— START OF MATERIAL PROVIDED —

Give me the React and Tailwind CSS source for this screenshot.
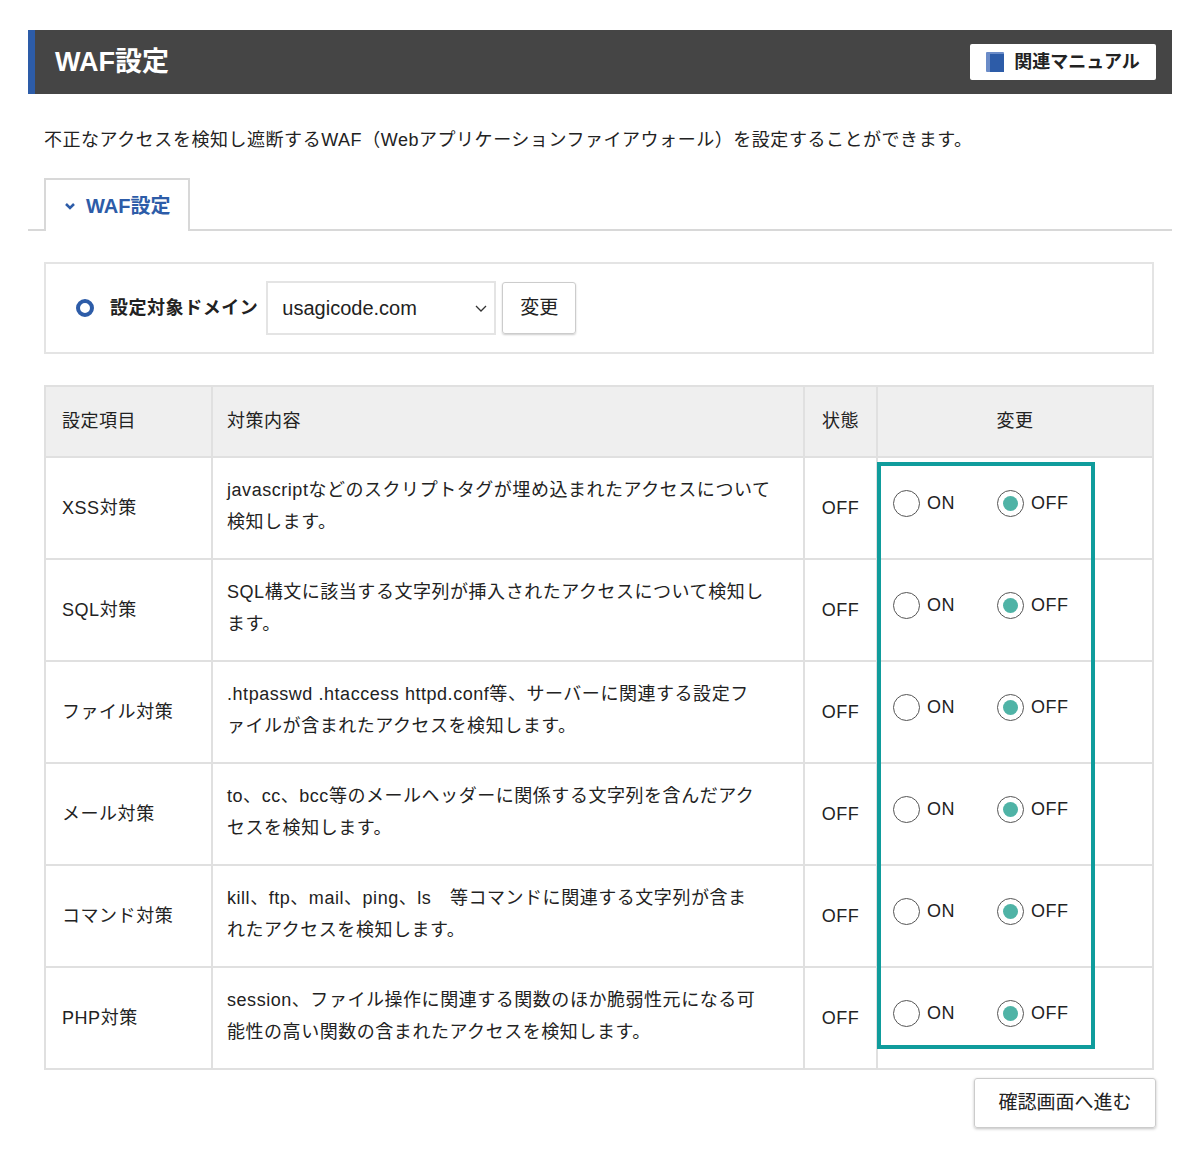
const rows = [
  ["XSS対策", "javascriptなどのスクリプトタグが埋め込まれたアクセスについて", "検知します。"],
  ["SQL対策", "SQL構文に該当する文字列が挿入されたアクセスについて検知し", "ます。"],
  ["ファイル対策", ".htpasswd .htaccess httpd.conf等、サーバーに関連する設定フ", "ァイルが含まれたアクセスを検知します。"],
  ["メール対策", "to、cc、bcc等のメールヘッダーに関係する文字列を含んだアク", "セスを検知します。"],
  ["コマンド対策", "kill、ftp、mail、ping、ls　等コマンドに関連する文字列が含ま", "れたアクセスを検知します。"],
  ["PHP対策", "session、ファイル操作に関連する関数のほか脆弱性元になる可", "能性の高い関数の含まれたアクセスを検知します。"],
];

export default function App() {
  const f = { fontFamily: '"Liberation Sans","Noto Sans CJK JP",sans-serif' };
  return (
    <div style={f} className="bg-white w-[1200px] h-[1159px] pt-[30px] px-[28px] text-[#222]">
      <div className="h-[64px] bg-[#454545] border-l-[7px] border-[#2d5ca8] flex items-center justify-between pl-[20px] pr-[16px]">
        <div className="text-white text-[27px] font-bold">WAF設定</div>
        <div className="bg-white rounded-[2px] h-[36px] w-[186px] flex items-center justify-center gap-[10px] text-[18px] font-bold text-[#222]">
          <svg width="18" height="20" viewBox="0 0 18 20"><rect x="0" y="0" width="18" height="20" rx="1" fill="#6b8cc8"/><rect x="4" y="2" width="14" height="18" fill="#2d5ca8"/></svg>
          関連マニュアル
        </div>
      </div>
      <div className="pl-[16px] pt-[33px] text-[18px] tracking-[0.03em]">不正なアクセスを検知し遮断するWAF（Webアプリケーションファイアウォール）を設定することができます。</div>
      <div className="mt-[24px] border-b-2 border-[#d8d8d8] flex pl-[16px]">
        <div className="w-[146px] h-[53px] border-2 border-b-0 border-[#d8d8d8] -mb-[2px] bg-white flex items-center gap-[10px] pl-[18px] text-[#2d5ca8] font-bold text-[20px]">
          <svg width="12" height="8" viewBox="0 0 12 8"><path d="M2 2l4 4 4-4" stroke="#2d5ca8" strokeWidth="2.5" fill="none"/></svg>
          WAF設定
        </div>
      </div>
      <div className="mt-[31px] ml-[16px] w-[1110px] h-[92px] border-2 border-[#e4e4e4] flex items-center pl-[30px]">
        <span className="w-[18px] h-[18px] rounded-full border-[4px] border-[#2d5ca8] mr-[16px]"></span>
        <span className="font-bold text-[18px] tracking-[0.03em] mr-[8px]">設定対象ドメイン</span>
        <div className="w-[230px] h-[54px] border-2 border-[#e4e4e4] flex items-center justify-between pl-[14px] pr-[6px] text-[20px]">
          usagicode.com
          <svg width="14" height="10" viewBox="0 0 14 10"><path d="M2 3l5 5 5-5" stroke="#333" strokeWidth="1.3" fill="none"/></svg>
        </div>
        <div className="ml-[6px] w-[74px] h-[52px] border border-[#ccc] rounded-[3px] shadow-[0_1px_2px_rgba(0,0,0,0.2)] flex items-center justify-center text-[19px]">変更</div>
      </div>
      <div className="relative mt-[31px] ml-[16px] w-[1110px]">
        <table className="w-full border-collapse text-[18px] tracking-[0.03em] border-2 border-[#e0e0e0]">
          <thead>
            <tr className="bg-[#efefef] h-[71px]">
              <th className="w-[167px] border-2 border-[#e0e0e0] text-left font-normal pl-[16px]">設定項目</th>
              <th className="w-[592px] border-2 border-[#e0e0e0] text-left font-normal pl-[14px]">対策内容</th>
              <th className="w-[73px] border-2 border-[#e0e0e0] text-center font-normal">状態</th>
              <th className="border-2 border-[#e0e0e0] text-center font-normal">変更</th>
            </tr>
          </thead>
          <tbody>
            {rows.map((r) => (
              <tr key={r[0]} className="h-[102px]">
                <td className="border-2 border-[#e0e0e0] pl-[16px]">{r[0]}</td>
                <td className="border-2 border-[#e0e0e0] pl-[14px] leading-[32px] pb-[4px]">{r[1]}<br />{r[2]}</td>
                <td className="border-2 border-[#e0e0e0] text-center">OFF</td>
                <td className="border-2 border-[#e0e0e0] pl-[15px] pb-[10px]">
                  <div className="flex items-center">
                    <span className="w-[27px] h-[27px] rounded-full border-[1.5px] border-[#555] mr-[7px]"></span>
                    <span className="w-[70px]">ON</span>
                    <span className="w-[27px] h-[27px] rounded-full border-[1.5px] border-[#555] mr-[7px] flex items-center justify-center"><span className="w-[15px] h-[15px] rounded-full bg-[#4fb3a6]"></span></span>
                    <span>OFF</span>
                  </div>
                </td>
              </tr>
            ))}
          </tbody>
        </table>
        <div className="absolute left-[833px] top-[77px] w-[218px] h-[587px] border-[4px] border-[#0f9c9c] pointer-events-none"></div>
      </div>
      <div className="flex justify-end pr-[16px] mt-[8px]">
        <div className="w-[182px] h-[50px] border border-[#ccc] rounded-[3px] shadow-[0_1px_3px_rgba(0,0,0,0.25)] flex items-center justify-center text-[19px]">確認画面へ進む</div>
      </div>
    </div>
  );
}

— END OF MATERIAL PROVIDED —

◆ **THE PROBLEM**
Leave the pictures out and copy the rest of the data exactly.

◆ **RESULT OF THE EXERCISE**
Give me the React and Tailwind CSS source for this screenshot.
const rows = [
  ["XSS対策", "javascriptなどのスクリプトタグが埋め込まれたアクセスについて", "検知します。"],
  ["SQL対策", "SQL構文に該当する文字列が挿入されたアクセスについて検知し", "ます。"],
  ["ファイル対策", ".htpasswd .htaccess httpd.conf等、サーバーに関連する設定フ", "ァイルが含まれたアクセスを検知します。"],
  ["メール対策", "to、cc、bcc等のメールヘッダーに関係する文字列を含んだアク", "セスを検知します。"],
  ["コマンド対策", "kill、ftp、mail、ping、ls　等コマンドに関連する文字列が含ま", "れたアクセスを検知します。"],
  ["PHP対策", "session、ファイル操作に関連する関数のほか脆弱性元になる可", "能性の高い関数の含まれたアクセスを検知します。"],
];

export default function App() {
  const f = { fontFamily: '"Liberation Sans","Noto Sans CJK JP",sans-serif' };
  return (
    <div style={f} className="bg-white w-[1200px] h-[1159px] pt-[30px] px-[28px] text-[#222]">
      <div className="h-[64px] bg-[#454545] border-l-[7px] border-[#2d5ca8] flex items-center justify-between pl-[20px] pr-[16px]">
        <div className="text-white text-[27px] font-bold">WAF設定</div>
        <div className="bg-white rounded-[2px] h-[36px] w-[186px] flex items-center justify-center gap-[10px] text-[18px] font-bold text-[#222]">
          <svg width="18" height="20" viewBox="0 0 18 20"><rect x="0" y="0" width="18" height="20" rx="1" fill="#6b8cc8"/><rect x="4" y="2" width="14" height="18" fill="#2d5ca8"/></svg>
          関連マニュアル
        </div>
      </div>
      <div className="pl-[16px] pt-[33px] text-[18px] tracking-[0.03em]">不正なアクセスを検知し遮断するWAF（Webアプリケーションファイアウォール）を設定することができます。</div>
      <div className="mt-[24px] border-b-2 border-[#d8d8d8] flex pl-[16px]">
        <div className="w-[146px] h-[53px] border-2 border-b-0 border-[#d8d8d8] -mb-[2px] bg-white flex items-center gap-[10px] pl-[18px] text-[#2d5ca8] font-bold text-[20px]">
          <svg width="12" height="8" viewBox="0 0 12 8"><path d="M2 2l4 4 4-4" stroke="#2d5ca8" strokeWidth="2.5" fill="none"/></svg>
          WAF設定
        </div>
      </div>
      <div className="mt-[31px] ml-[16px] w-[1110px] h-[92px] border-2 border-[#e4e4e4] flex items-center pl-[30px]">
        <span className="w-[18px] h-[18px] rounded-full border-[4px] border-[#2d5ca8] mr-[16px]"></span>
        <span className="font-bold text-[18px] tracking-[0.03em] mr-[8px]">設定対象ドメイン</span>
        <div className="w-[230px] h-[54px] border-2 border-[#e4e4e4] flex items-center justify-between pl-[14px] pr-[6px] text-[20px]">
          usagicode.com
          <svg width="14" height="10" viewBox="0 0 14 10"><path d="M2 3l5 5 5-5" stroke="#333" strokeWidth="1.3" fill="none"/></svg>
        </div>
        <div className="ml-[6px] w-[74px] h-[52px] border border-[#ccc] rounded-[3px] shadow-[0_1px_2px_rgba(0,0,0,0.2)] flex items-center justify-center text-[19px]">変更</div>
      </div>
      <div className="relative mt-[31px] ml-[16px] w-[1110px]">
        <table className="w-full border-collapse text-[18px] tracking-[0.03em] border-2 border-[#e0e0e0]">
          <thead>
            <tr className="bg-[#efefef] h-[71px]">
              <th className="w-[167px] border-2 border-[#e0e0e0] text-left font-normal pl-[16px]">設定項目</th>
              <th className="w-[592px] border-2 border-[#e0e0e0] text-left font-normal pl-[14px]">対策内容</th>
              <th className="w-[73px] border-2 border-[#e0e0e0] text-center font-normal">状態</th>
              <th className="border-2 border-[#e0e0e0] text-center font-normal">変更</th>
            </tr>
          </thead>
          <tbody>
            {rows.map((r) => (
              <tr key={r[0]} className="h-[102px]">
                <td className="border-2 border-[#e0e0e0] pl-[16px]">{r[0]}</td>
                <td className="border-2 border-[#e0e0e0] pl-[14px] leading-[32px] pb-[4px]">{r[1]}<br />{r[2]}</td>
                <td className="border-2 border-[#e0e0e0] text-center">OFF</td>
                <td className="border-2 border-[#e0e0e0] pl-[15px] pb-[10px]">
                  <div className="flex items-center">
                    <span className="w-[27px] h-[27px] rounded-full border-[1.5px] border-[#555] mr-[7px]"></span>
                    <span className="w-[70px]">ON</span>
                    <span className="w-[27px] h-[27px] rounded-full border-[1.5px] border-[#555] mr-[7px] flex items-center justify-center"><span className="w-[15px] h-[15px] rounded-full bg-[#4fb3a6]"></span></span>
                    <span>OFF</span>
                  </div>
                </td>
              </tr>
            ))}
          </tbody>
        </table>
        <div className="absolute left-[833px] top-[77px] w-[218px] h-[587px] border-[4px] border-[#0f9c9c] pointer-events-none"></div>
      </div>
      <div className="flex justify-end pr-[16px] mt-[8px]">
        <div className="w-[182px] h-[50px] border border-[#ccc] rounded-[3px] shadow-[0_1px_3px_rgba(0,0,0,0.25)] flex items-center justify-center text-[19px]">確認画面へ進む</div>
      </div>
    </div>
  );
}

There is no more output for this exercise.